Hace unos años nos contaste que habías plantado unos árboles en una tierra que tenías no se donde. A partir de entonces la pregunta sobre ellos se hizo fija en la charla.
– ¿Cómo van los castaños?
– Pues mira, fui este martes a dar un paseo y no van mal. Al principio se me secó alguno, pero los que prendieron, parece que tiran.
– ¿Pero han crecido?
– Jajaja. Eso no se nota día a día, ni casi de año en año. La próxima vez que vengáis con vacaciones os los enseño.
El tiempo fue pasando. Los caramelos y la promesa de subir a los castaños se repetió hasta que Mery nos contó que estabas muy malito… y finalmente….
El día que recibí la triste noticia noté algo distinto en los ojos de tus gatos. Ya no había celos en ellos. Ahora nos mirábamos fíjamente y comprendimos que todos habíamos perdido a alguien especial.

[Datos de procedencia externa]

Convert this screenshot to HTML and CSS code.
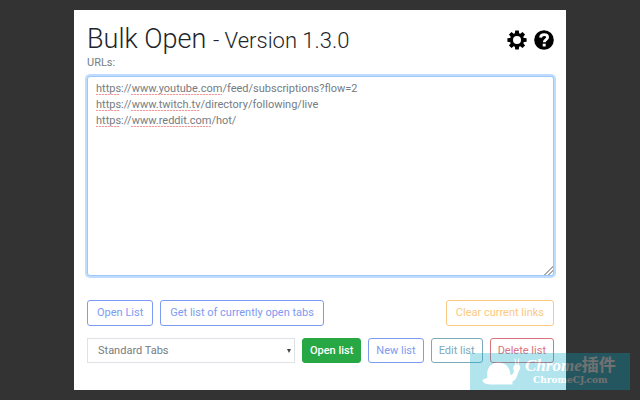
FILE: index.html
```html
<!DOCTYPE html>
<html lang="en">
<head>
  <meta charset="UTF-8" />
  <meta name="viewport" content="width=device-width, initial-scale=1.0"/>
  <title>Bulk Open</title>
  <link rel="stylesheet" href="styles.css">
</head>
<body>
  <main class="popup">
    <header class="header">
      <h1>Bulk Open <small>- Version 1.3.0</small></h1>
      <div class="header-icons">
        <button class="icon-btn" type="button" aria-label="Settings">
          <svg viewBox="0 0 20 20" width="20" height="20">
            <g fill="#000">
              <circle cx="10" cy="10" r="7"/>
              <g id="teeth">
                <path d="M8.2 0.4h3.6l.5 4h-4.600zM8.2 19.6h3.6l.5-4h-4.600z"/>
                <path d="M0.4 8.2v3.6l4 .5v-4.600zM19.6 8.2v3.6l-4 .5v-4.600z"/>
              </g>
              <use href="#teeth" transform="rotate(45 10 10)"/>
            </g>
            <circle cx="10" cy="10" r="4" fill="#fff"/>
          </svg>
        </button>
        <button class="icon-btn" type="button" aria-label="Help">
          <svg viewBox="0 0 20 20" width="20" height="20">
            <circle cx="10" cy="10" r="9.8" fill="#000"/>
            <path d="M6.5 7.600C6.800 5.500 8.200 4.600 10.100 4.600c2 0 3.500 1 3.500 2.700 0 2.400-3.300 2.300-3.300 4.900" fill="none" stroke="#fff" stroke-width="2.8"/>
            <path d="M8.700 13.700h3v2.800h-3z" fill="#fff"/>
          </svg>
        </button>
      </div>
    </header>

    <label class="urls-label" for="urls">URLs:</label>
    <textarea id="urls" class="urls" spellcheck="true">https://www.youtube.com/feed/subscriptions?flow=2
https://www.twitch.tv/directory/following/live
https://www.reddit.com/hot/</textarea>

    <div class="row actions">
      <button class="btn btn-blue" type="button">Open List</button>
      <button class="btn btn-blue" type="button">Get list of currently open tabs</button>
      <button class="btn btn-yellow push-right" type="button">Clear current links</button>
    </div>

    <div class="row lists">
      <div class="select-wrap">
        <select class="list-select" aria-label="Saved list">
          <option>Standard Tabs</option>
        </select>
      </div>
      <button class="btn btn-green" type="button">Open list</button>
      <button class="btn btn-blue" type="button">New list</button>
      <button class="btn btn-teal" type="button">Edit list</button>
      <button class="btn btn-red" type="button">Delete list</button>
    </div>
  </main>

  <div class="watermark">
    <svg class="snail" viewBox="0 0 40 28" width="40" height="28">
      <path fill="#fff" d="M0.5 22.5C1.5 20.5 4 20.5 5.5 20 3.500 11 9 4.500 16.500 4.500c7.500 0 11.500 5.500 12 12.500 2.500-.5 3.500-2 3.300-4.500-1.500-3 .2-6.500 3.200-6.300 3 .2 4.200 3.200 2.500 5.800-1.500 2-1.800 5-3 7.500-.8 1.800-2 3-4 4v3H10.500C5 26.500 1 25.500.5 22.500z"/>
      <path fill="none" stroke="#fff" stroke-width="1" d="M34 7l-1-6.500M36 7l.8-6.500"/>
    </svg>
    <div class="watermark-text">
      <span class="watermark-name"><i>Chrome</i>插件</span>
      <span class="watermark-site">ChromeCJ.com</span>
    </div>
  </div>
</body>
</html>
```
FILE: styles.css
```css
:root {
  --page-color: #333333;
  --text-color: #757c83;
  --blue: #7d9bf0;
  --yellow: #fbc97f;
  --green: #28a745;
  --teal: #7caabb;
  --red: #d9727c;
  --squiggle: repeating-linear-gradient(90deg, #f59a9a 0 2px, #fce0e0 2px 3px);
}

* {
  box-sizing: border-box;
}

body {
  margin: 0;
  padding: 10px 0;
  background-color: var(--page-color);
  color: var(--text-color);
  font-family: Roboto, "Liberation Sans", sans-serif;
  font-size: 11px;
  line-height: 16px;
}

.popup {
  max-width: 492px;
  margin: 0 auto;
  padding: 13px 12px 27px 13px;
  background-color: #fff;
}

.header {
  display: flex;
  align-items: center;
  justify-content: space-between;
}

h1 {
  margin: 0;
  color: #212529;
  font-size: 27px;
  font-weight: 300;
  line-height: 32px;
}

h1 small {
  font-size: 22px;
}

.header-icons {
  display: flex;
  gap: 7px;
}

.icon-btn {
  padding: 0;
  border: none;
  background: none;
  cursor: pointer;
}

.icon-btn svg {
  display: block;
}

.urls-label {
  display: block;
  line-height: 12px;
}

.urls {
  display: block;
  width: 100%;
  height: 200px;
  margin-top: 7px;
  padding: 4px 8px;
  border: 1px solid #9cc8fa;
  border-radius: 3px;
  outline: none;
  box-shadow: 0 0 0 2px #bfdcff;
  color: var(--text-color);
  font-family: inherit;
  font-size: 11px;
  line-height: 16px;
  resize: vertical;
  /* spelling marks under the host names */
  background-color: #fff;
  background-image: var(--squiggle), var(--squiggle), var(--squiggle), var(--squiggle), var(--squiggle), var(--squiggle);
  background-repeat: no-repeat;
  background-size: 24px 1px, 91px 1px, 24px 1px, 69px 1px, 24px 1px, 80px 1px;
  background-position: 8px 17px, 43px 17px, 8px 33px, 43px 33px, 8px 49px, 43px 49px;
}

.urls::-webkit-resizer {
  background: linear-gradient(135deg, transparent 70%, #aaa 70% 74%, transparent 74% 83%, #aaa 83% 87%, transparent 87%);
}

.row {
  display: flex;
  gap: 7px;
}

.actions {
  margin-top: 24px;
}

.lists {
  margin-top: 12px;
}

.push-right {
  margin-left: auto;
}

.btn {
  height: 26px;
  padding: 0 9px;
  border: 1px solid;
  border-radius: 3px;
  background-color: #fff;
  font-family: inherit;
  font-size: 11px;
  line-height: 16px;
  white-space: nowrap;
  cursor: pointer;
}

.lists .btn {
  height: 25px;
  padding: 0 7px;
}

.btn-blue {
  color: var(--blue);
}

.btn-yellow {
  color: var(--yellow);
}

.btn-teal {
  color: var(--teal);
}

.btn-red {
  color: var(--red);
}

.lists .btn-green {
  border-color: var(--green);
  background-color: var(--green);
  color: #fff;
  font-weight: 500;
}

.select-wrap {
  position: relative;
  flex: 1;
}

.select-wrap::after {
  content: "";
  position: absolute;
  top: 11px;
  right: 4px;
  border: 2px solid transparent;
  border-top: 4px solid #444;
  pointer-events: none;
}

.list-select {
  display: block;
  width: 100%;
  height: 25px;
  padding: 0 10px;
  border: 1px solid #dfe3e7;
  border-radius: 0;
  appearance: none;
  background-color: #fff;
  color: var(--text-color);
  font-family: inherit;
  font-size: 11px;
}

.watermark {
  position: absolute;
  right: 10px;
  bottom: 10px;
  display: flex;
  align-items: center;
  gap: 3px;
  width: 160px;
  height: 37px;
  padding-left: 12px;
  background-color: #04a8c8;
  color: #fff;
  opacity: 0.3;
}

.snail {
  flex: none;
}

.watermark-text {
  display: flex;
  flex-direction: column;
  align-items: center;
  font-family: "Liberation Serif", "Noto Sans CJK SC", serif;
  font-weight: bold;
  white-space: nowrap;
}

.watermark-name {
  font-size: 17px;
  line-height: 18px;
}

.watermark-site {
  font-family: "DejaVu Serif", serif;
  font-size: 9px;
  line-height: 11px;
}
```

El sonido silvante de la hoz me sacó de la modorra solariega en la que suelo caer después de bañarme. Me incorporé ligeramente. Una figura delgada conmenzaba a lanzarle algo a mi madre. Ella lo recogía con ágiles movimentos mientras hablaban. Ese tono de voz… ¡No puede ser! me dije a mí misma
– Probadlas, a ver que tal. Son las primeras pero no tienen mala pinta…
Querido amigo, te percibo en el ir y venir de tu hermano limpiando la huerta; te siento en el suave sabor de las peras tempranas; reconozco tu alegría en la eterna sonrisa de Magdalena; te encuentro en la mirada de tus sobrinas, de ese color especial, tan vuestro.
Este verano, un catarro virulento entró en casa y tras los medicamentos necesarios, nos quedamos con la voz un poco tomada.
– Esther, parece que no se te ha quitado la tos del todo.
– No. Pero ya no quiero más jarabe, que me marea.
Mi hermana fue al mercado a unos recados y… ¿Qué me trajo? Una bolsa de plástico blanco… llena de tus caramelos. Entonces pensé que no me había despedido de ti como era debido.
Sirva este pequeño recuerdo para saldar mi deuda. Quizá algún día se cumpla tu promesa y veamos los castaños fuertes y hermosos, llevando con orgullo tu nombre hasta el cielo.
En memoria de Luis Morais. Un amigo.